Stated problem: Take the lines of the data below from the very first through the line containing "const surface = '#fefaff';" and output them exactly, pictures excluded.

Data excerpt:
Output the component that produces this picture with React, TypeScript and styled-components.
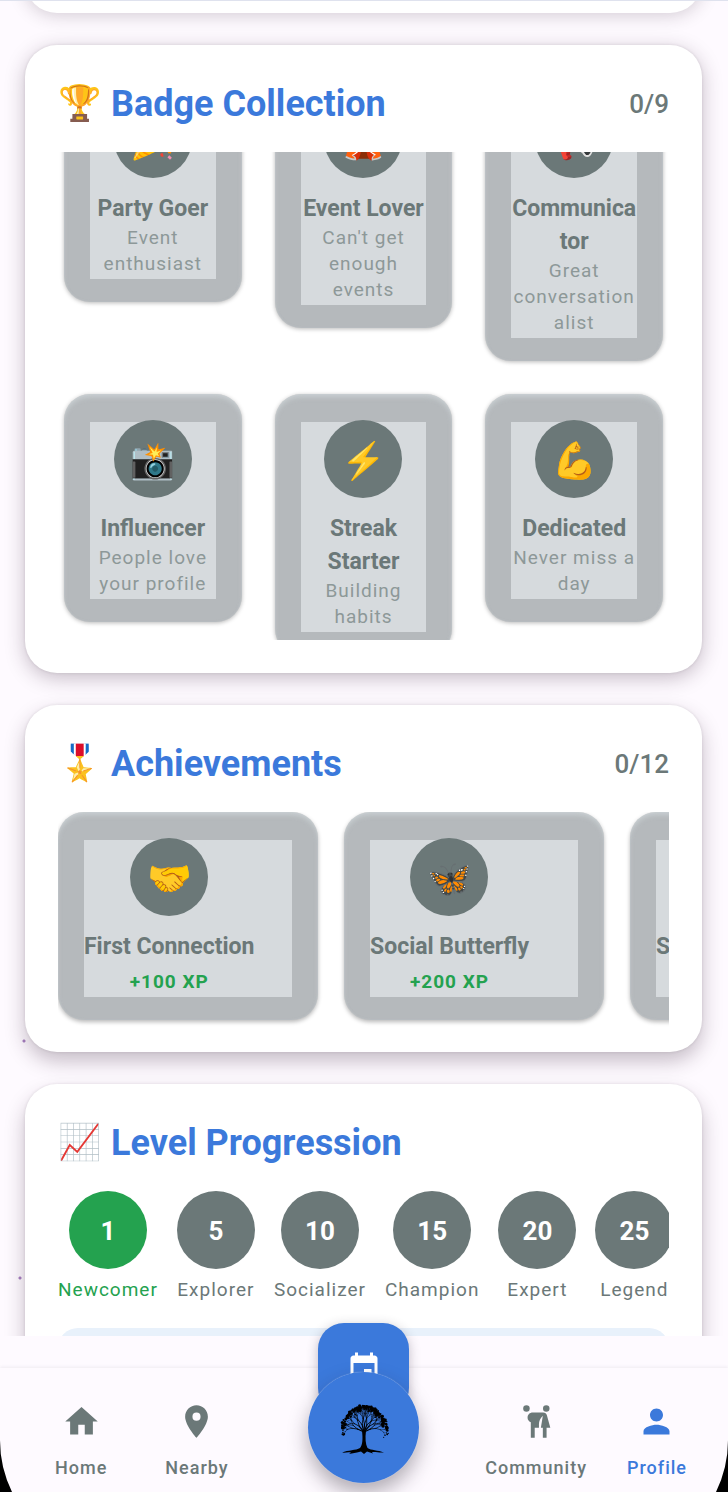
import React, { useLayoutEffect, useRef } from 'react';
import styled, { createGlobalStyle } from 'styled-components';
import { MdEvent, MdHome, MdLocationOn, MdPerson } from 'react-icons/md';

const blue = '#3b79db';
const slate = '#6b7878';
const green = '#24a24f';
const surface = '#fefaff';

const GlobalStyle = createGlobalStyle`
  *, *::before, *::after { box-sizing: border-box; }
  body {
    margin: 0;
    background: ${surface};
    font-family: Roboto, "Liberation Sans", sans-serif;
    color: ${slate};
  }
  h2, h3, p, ul { margin: 0; padding: 0; }
  ul { list-style: none; }
  button { font: inherit; color: inherit; border: 0; padding: 0; background: none; cursor: pointer; }
`;

const Page = styled.div`
  height: 100vh;
  display: flex;
  flex-direction: column;
  overflow: hidden;
`;

const Feed = styled.main`
  flex: 1;
  min-height: 0;
  overflow: hidden;
  display: flex;
  flex-direction: column;
  gap: 32px;
  padding: 0 26px 0 25px;
  border-top: 1px solid #dfe2ee;
  background:
    radial-gradient(circle at 24px 1040px, #a77fc0 1px, transparent 2px),
    radial-gradient(circle at 20px 1277px, #a77fc0 1px, transparent 2px),
    ${surface};
`;

const Card = styled.section<{ $lift: number }>`
  flex: none;
  padding: 33px;
  border-radius: 32px;
  background: #fff;
  box-shadow:
    0 0 3px rgba(50, 30, 50, 0.12),
    0 ${(p) => p.$lift}px 20px rgba(50, 30, 50, 0.28);
`;

const CardTail = styled.div`
  flex: none;
  height: 72px;
  margin-top: -60px;
  border-radius: 32px;
  background: #fff;
  box-shadow: 0 2px 18px rgba(50, 30, 50, 0.22);
`;

const CardHeader = styled.header`
  display: flex;
  align-items: center;
  justify-content: space-between;
  height: 52px;
  margin-bottom: 22px;
`;

const CardTitle = styled.h2`
  display: flex;
  align-items: center;
  gap: 10px;
  font-size: 36px;
  line-height: 52px;
  font-weight: 700;
  color: ${blue};
`;

const TitleEmoji = styled.span`
  width: 43px;
  font-size: 35px;
  text-align: center;
`;

const Count = styled.span`
  font-size: 26px;
  line-height: 36px;
  font-weight: 500;
`;

const BadgeViewport = styled.div`
  height: 488px;
  overflow: hidden;
`;

const BadgeGrid = styled.ul`
  display: grid;
  grid-template-columns: repeat(3, minmax(0, 1fr));
  align-items: start;
  gap: 33px;
  padding: 6px;
`;

const Tile = styled.li<{ $row?: boolean }>`
  flex: none;
  width: ${(p) => (p.$row ? '260px' : 'auto')};
  display: flex;
  flex-direction: column;
  align-items: ${(p) => (p.$row ? 'flex-start' : 'stretch')};
  padding: 26px 26px 25px;
  border-radius: 26px;
  background:
    linear-gradient(#d6dadd, #d6dadd) 0 2px / 100% 100% no-repeat content-box border-box,
    #b5b9bc;
  box-shadow:
    0 ${(p) => (p.$row ? 2 : 1)}px 4px rgba(0, 0, 0, 0.28),
    inset 0 4px 5px -1px rgba(210, 216, 219, 0.7),
    inset 0 0 2px rgba(210, 216, 219, 0.5);
`;

const TileBody = styled.div<{ $wide?: boolean }>`
  display: flex;
  flex-direction: column;
  align-items: center;
  width: ${(p) => (p.$wide ? '100%' : 'auto')};
  text-align: ${(p) => (p.$wide ? 'start' : 'center')};
`;

const Disc = styled.div<{ $active?: boolean }>`
  flex: none;
  width: 78px;
  height: 78px;
  border-radius: 50%;
  display: flex;
  align-items: center;
  justify-content: center;
  background: ${(p) => (p.$active ? green : slate)};
`;

const DiscEmoji = styled.span`
  padding-top: 3px;
  font-size: 36px;
  line-height: 42px;
`;

const TileName = styled.h3`
  align-self: stretch;
  margin-top: 14px;
  font-size: 23px;
  line-height: 33px;
  font-weight: 700;
  overflow-wrap: anywhere;
`;

const TileNote = styled.p`
  align-self: stretch;
  font-size: 19px;
  line-height: 26px;
  letter-spacing: 1px;
  color: #8d9898;
  overflow-wrap: anywhere;
`;

const Reward = styled.p`
  margin-top: 6px;
  font-size: 19px;
  line-height: 26px;
  font-weight: 700;
  letter-spacing: 1px;
  color: ${green};
`;

const Strip = styled.ul<{ $gap: number }>`
  display: flex;
  gap: ${(p) => p.$gap}px;
  overflow: hidden;
  padding-bottom: 8px;
  margin-bottom: -9px;
`;

const Level = styled.li<{ $active?: boolean }>`
  flex: none;
  display: flex;
  flex-direction: column;
  align-items: center;
  gap: 8px;
  font-size: 19px;
  line-height: 26px;
  letter-spacing: 1px;
  color: ${(p) => (p.$active ? green : slate)};
`;

const LevelNumber = styled.span`
  padding-top: 2px;
  font-size: 26px;
  line-height: 36px;
  font-weight: 700;
  letter-spacing: 0;
  color: #fff;
`;

const ProgressPanel = styled.div`
  height: 120px;
  margin-top: 26px;
  border-radius: 20px;
  background: #e8f1fb;
`;

const Footer = styled.footer`
  position: relative;
  flex: none;
  padding-top: 32px;
  background: ${surface};
`;

const NavBar = styled.nav`
  display: grid;
  grid-template-columns: 1fr 111px 1fr;
  height: 124px;
  background: ${surface};
  box-shadow: 0 -1px 3px rgba(60, 60, 80, 0.08);
`;

const NavGroup = styled.div<{ $end?: boolean }>`
  grid-column: ${(p) => (p.$end ? 3 : 1)};
  display: flex;
  align-items: flex-start;
  justify-content: ${(p) => (p.$end ? 'flex-end' : 'flex-start')};
  gap: ${(p) => (p.$end ? 40 : 58)}px;
  padding: ${(p) => (p.$end ? '34px 41px 0 0' : '34px 0 0 55px')};
`;

const NavItem = styled.button<{ $active?: boolean }>`
  display: flex;
  flex-direction: column;
  align-items: center;
  gap: 14px;
  font-size: 18px;
  line-height: 26px;
  font-weight: 500;
  letter-spacing: 1px;
  color: ${(p) => (p.$active ? blue : slate)};

  svg { width: 39px; height: 39px; display: block; }
`;

const FloatingStack = styled.div`
  position: absolute;
  left: 0;
  right: 1px;
  top: -13px;
  margin: 0 auto;
  width: 111px;
  display: flex;
  flex-direction: column;
  align-items: center;
`;

const EventButton = styled.button`
  width: 91px;
  height: 91px;
  border-radius: 26px;
  display: flex;
  align-items: center;
  justify-content: center;
  background: ${blue};
  color: #fff;
  box-shadow: 0 3px 12px rgba(50, 40, 60, 0.3);
`;

const TreeButton = styled.button`
  width: 111px;
  height: 111px;
  margin-top: -42px;
  border-radius: 50%;
  display: flex;
  align-items: center;
  justify-content: center;
  background: ${blue};
  box-shadow:
    0 0 1px rgba(255, 255, 255, 0.7),
    0 10px 20px rgba(40, 30, 45, 0.36);
`;

const Corner = styled.svg<{ $right?: boolean }>`
  position: absolute;
  bottom: 0;
  ${(p) => (p.$right ? 'right: 0; transform: scaleX(-1);' : 'left: 0;')}
`;

function CommunityIcon() {
  return (
    <svg viewBox="0 0 24 24" fill="currentColor" aria-hidden="true">
      <circle cx="5.8" cy="4" r="2" />
      <circle cx="18" cy="4" r="2" />
      <path d="M8.500 22V12.400C7.200 11.900 6.500 10.900 6.500 9.700C6.500 7.800 7.800 6.500 9.700 6.500H16C17.400 6.500 18 7 18.400 8.200L20.500 15.800H18.200V22H15.900V15.800H14.700L15.900 8.500C14.300 10 13.500 11.800 13.500 13.800V15.800H10.900V22Z" />
    </svg>
  );
}

type Segment = { x1: number; y1: number; x2: number; y2: number; w: number };

function growTree() {
  const segments: Segment[] = [];
  const leaves: { x: number; y: number; r: number }[] = [];
  let seed = 11;
  const rand = () => {
    seed = (seed * 16807) % 2147483647;
    return seed / 2147483647;
  };
  const grow = (x: number, y: number, angle: number, length: number, width: number, depth: number) => {
    const x2 = x + Math.cos(angle) * length;
    const y2 = y - Math.sin(angle) * length * 1.1;
    segments.push({ x1: x, y1: y, x2, y2, w: width });
    if (depth === 0) {
      leaves.push({ x: x2, y: y2, r: 0.5 + rand() * 1.2 });
      leaves.push({ x: x2 + rand() * 3 - 1.5, y: y2 + rand() * 3, r: 0.4 + rand() * 0.7 });
      return;
    }
    const spread = 0.26 + rand() * 0.26;
    const reach = 0.74 + rand() * 0.13;
    grow(x2, y2, angle + spread, length * reach, width * 0.68, depth - 1);
    grow(x2, y2, angle - spread, length * reach, width * 0.68, depth - 1);
  };
  [2.75, 2.3, 1.85, 1.5, 1.15, 0.8, 0.4].forEach((a) => grow(25, 31, a, 7, 1.2, 4));
  return { segments, leaves };
}

const tree = growTree();

function TreeLogo() {
  return (
    <svg width="50" height="54" viewBox="0 0 50 54" aria-hidden="true">
      <g stroke="#000" strokeLinecap="round">
        {tree.segments.map((s, i) => (
          <line key={i} x1={s.x1} y1={s.y1} x2={s.x2} y2={s.y2} strokeWidth={s.w} />
        ))}
      </g>
      {tree.leaves.map((l, i) => (
        <circle key={i} cx={l.x} cy={l.y} r={l.r} />
      ))}
      <path d="M23 30C24 38 23.500 44 21 47C17 49.500 9 49 3 51.500C6 52 8 51 12 51.500L10 53L18 51.500L22 50.500L25 53L28 50.500L34 52.500L33 51C37 50.500 40 52 45 51.500C39 49 32 49.500 28.500 47C26.500 43 26 37 27 30Z" />
    </svg>
  );
}

const badges = [
  { emoji: '🎉', name: 'Party Goer', note: 'Event enthusiast' },
  { emoji: '🎪', name: 'Event Lover', note: "Can't get enough events" },
  { emoji: '📢', name: 'Communicator', note: 'Great conversationalist' },
  { emoji: '📸', name: 'Influencer', note: 'People love your profile' },
  { emoji: '⚡', name: 'Streak Starter', note: 'Building habits' },
  { emoji: '💪', name: 'Dedicated', note: 'Never miss a day' },
];

const achievements = [
  { emoji: '🤝', name: 'First Connection', reward: '+100 XP' },
  { emoji: '🦋', name: 'Social Butterfly', reward: '+200 XP' },
  { emoji: '', name: 'S', reward: '', wide: true },
];

const levels = [
  { value: 1, name: 'Newcomer', active: true },
  { value: 5, name: 'Explorer' },
  { value: 10, name: 'Socializer' },
  { value: 15, name: 'Champion' },
  { value: 20, name: 'Expert' },
  { value: 25, name: 'Legend' },
];

function SectionHeader({ emoji, title, count }: { emoji: string; title: string; count?: string }) {
  return (
    <CardHeader>
      <CardTitle>
        <TitleEmoji>{emoji}</TitleEmoji>
        {title}
      </CardTitle>
      {count && <Count>{count}</Count>}
    </CardHeader>
  );
}

export default function App() {
  const badgeScroll = useRef<HTMLDivElement>(null);

  useLayoutEffect(() => {
    if (badgeScroll.current) badgeScroll.current.scrollTop = 84;
  }, []);

  return (
    <Page>
      <GlobalStyle />
      <Feed>
        <CardTail />
        <Card $lift={5}>
          <SectionHeader emoji="🏆" title="Badge Collection" count="0/9" />
          <BadgeViewport ref={badgeScroll}>
            <BadgeGrid>
              {badges.map((b) => (
                <Tile key={b.name}>
                  <TileBody>
                    <Disc><DiscEmoji>{b.emoji}</DiscEmoji></Disc>
                    <TileName>{b.name}</TileName>
                    <TileNote>{b.note}</TileNote>
                  </TileBody>
                </Tile>
              ))}
            </BadgeGrid>
          </BadgeViewport>
        </Card>
        <Card $lift={9}>
          <SectionHeader emoji="🎖️" title="Achievements" count="0/12" />
          <Strip $gap={26}>
            {achievements.map((a) => (
              <Tile key={a.name} $row>
                <TileBody $wide={a.wide}>
                  <Disc><DiscEmoji>{a.emoji}</DiscEmoji></Disc>
                  <TileName>{a.name}</TileName>
                  {a.reward && <Reward>{a.reward}</Reward>}
                </TileBody>
              </Tile>
            ))}
          </Strip>
        </Card>
        <Card $lift={11}>
          <SectionHeader emoji="📈" title="Level Progression" />
          <Strip $gap={19}>
            {levels.map((l) => (
              <Level key={l.value} $active={l.active}>
                <Disc $active={l.active}><LevelNumber>{l.value}</LevelNumber></Disc>
                {l.name}
              </Level>
            ))}
          </Strip>
          <ProgressPanel />
        </Card>
      </Feed>
      <Footer>
        <NavBar>
          <NavGroup>
            <NavItem type="button"><MdHome />Home</NavItem>
            <NavItem type="button"><MdLocationOn />Nearby</NavItem>
          </NavGroup>
          <NavGroup $end>
            <NavItem type="button"><CommunityIcon />Community</NavItem>
            <NavItem type="button" $active aria-current="page"><MdPerson />Profile</NavItem>
          </NavGroup>
        </NavBar>
        <FloatingStack>
          <EventButton type="button" aria-label="Events"><MdEvent size={36} /></EventButton>
          <TreeButton type="button" aria-label="Menu"><TreeLogo /></TreeButton>
        </FloatingStack>
        <Corner width="13" height="52" viewBox="0 0 13 52" aria-hidden="true">
          <path d="M0 0A118 118 0 0 0 12 52H0Z" />
        </Corner>
        <Corner $right width="13" height="52" viewBox="0 0 13 52" aria-hidden="true">
          <path d="M0 0A118 118 0 0 0 12 52H0Z" />
        </Corner>
      </Footer>
    </Page>
  );
}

Output of the exercise:
Output the component that produces this picture with React, TypeScript and styled-components.
import React, { useLayoutEffect, useRef } from 'react';
import styled, { createGlobalStyle } from 'styled-components';
import { MdEvent, MdHome, MdLocationOn, MdPerson } from 'react-icons/md';

const blue = '#3b79db';
const slate = '#6b7878';
const green = '#24a24f';
const surface = '#fefaff';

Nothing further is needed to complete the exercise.